What Is an Internal Developer Platform

CNCF defines a platform as "an integrated collection of capabilities defined and presented according to the needs of the platform's users." An IDP packages tools, services, and automation so application, ML, and data teams self-serve — provisioning environments, resources, and deployments without tickets — while a platform team owns the paved paths and guardrails.

Why it matters: speed (faster delivery), control (safe, consistent operations), cost (economies of scale), and continuous improvement (shared golden paths). Platform engineering has moved from emerging trend to mainstream practice — Gartner's widely-cited forecast that 80% of large software organizations would stand up platform engineering teams by 2026 reflects how quickly the discipline has been adopted.

The core principle — separation of concerns:

  • Platform team defines how: portal templates, the application abstraction (Backstage software templates + kro compositions, or OAM component/trait definitions), ACK controllers, CI/CD scaffolds, promotion stages, guardrails.
  • App/ML/data teams choose what: pick a template, fill parameters, push code. They never touch raw Kubernetes or AWS APIs.

See references/idp-architecture.md for the full reference architecture and the IDP value/challenge framework.

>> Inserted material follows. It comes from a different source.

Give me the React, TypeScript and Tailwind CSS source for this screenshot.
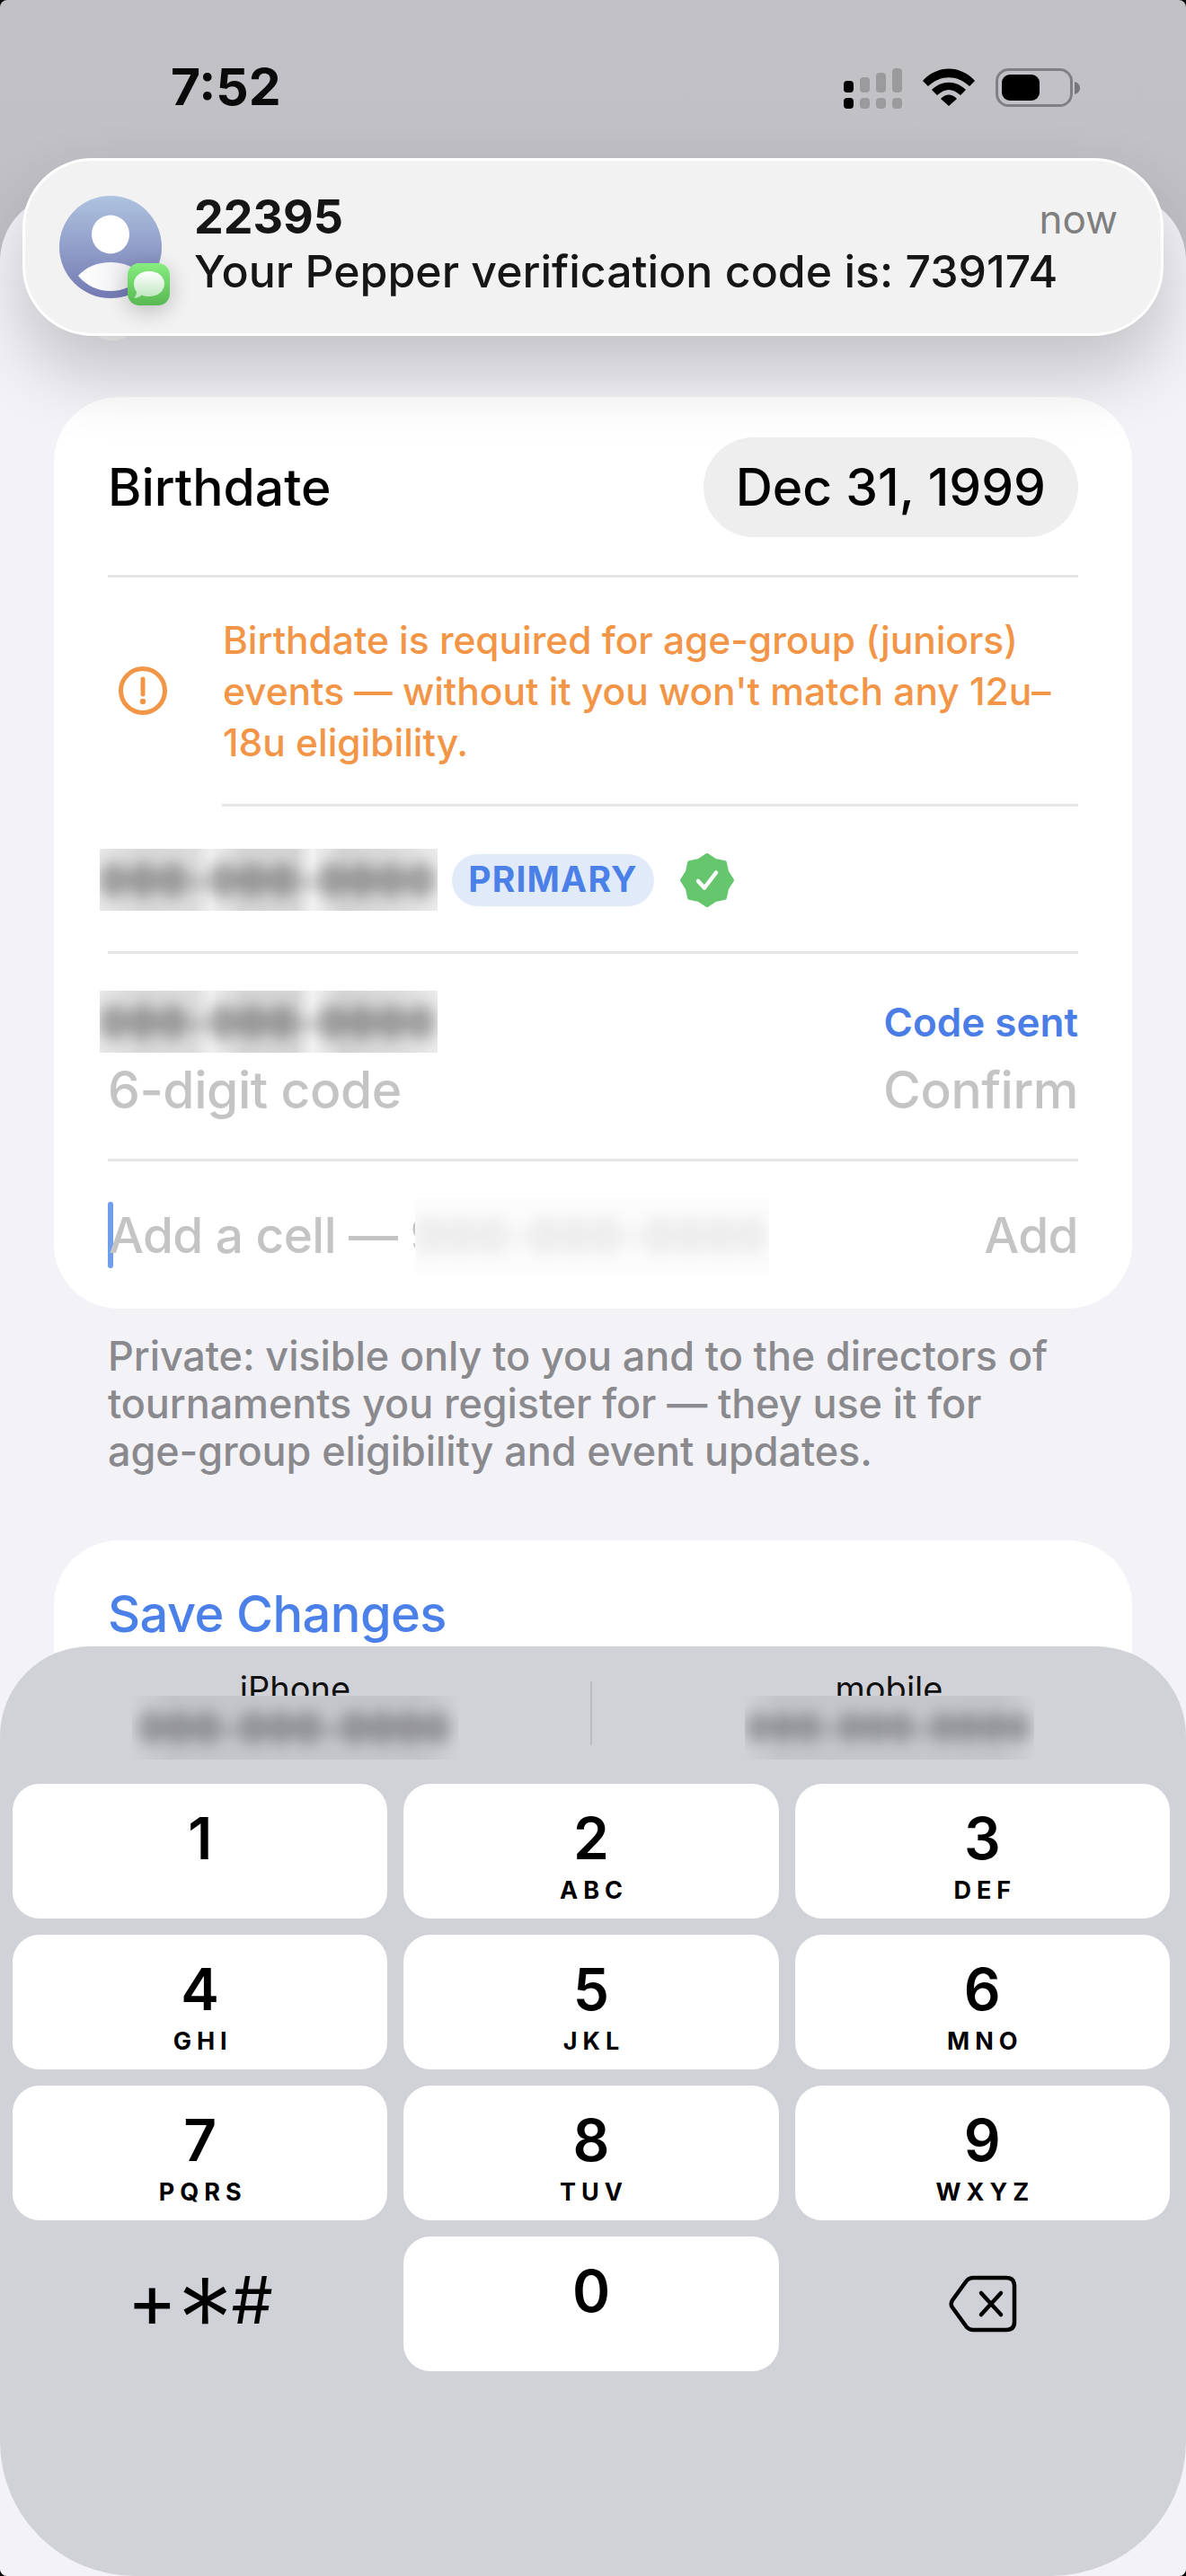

The Opinionated Platform Stack

This is the recommended, integration-tested stack. Each layer has one default tool.

Layer Tool Role
Developer portal Backstage Self-service catalog + software templates (scaffolder) — the "front door"
Identity / SSO Keycloak One login (OIDC/SAML) federated across every platform tool
GitOps CD ArgoCD Reconciles cluster state from Git; deploys platform add-ons and apps
CI / orchestration Argo Workflows (+ Argo Events) Container-native build pipelines, webhook-triggered
Progressive delivery Argo Rollouts Canary/blue-green with functional, performance, and metrics gates + auto-rollback
Multi-stage promotion Kargo GitOps-native dev→prod promotion of the same artifact
AWS resource provisioning ACK (AWS Controllers for K8s) AWS resources (S3, DynamoDB, IAM, …) as Kubernetes CRDs
Resource composition kro Compose many resources into one CRD (e.g. CICDPipeline, EKSCluster)
Application abstraction Backstage templates + kro Developer-facing app model — a Backstage template gathers parameters and a kro ResourceGraphDefinition renders the underlying workload + dependencies (KubeVela/OAM is a supported alternative — see note)
Secrets External Secrets Operator Sync secrets from AWS Secrets Manager into clusters
Identity for workloads EKS Pod Identity (recommended for new workloads) / IRSA Credential-free AWS access from pods
Observability / metrics Amazon Managed Grafana + Prometheus + Apache DevLake Dashboards, app metrics, DORA metrics
GenAI Kiro Generate Backstage templates, kro/OAM compositions, and deployment manifests (Kiro is AWS's successor to Amazon Q Developer — see GenAI section)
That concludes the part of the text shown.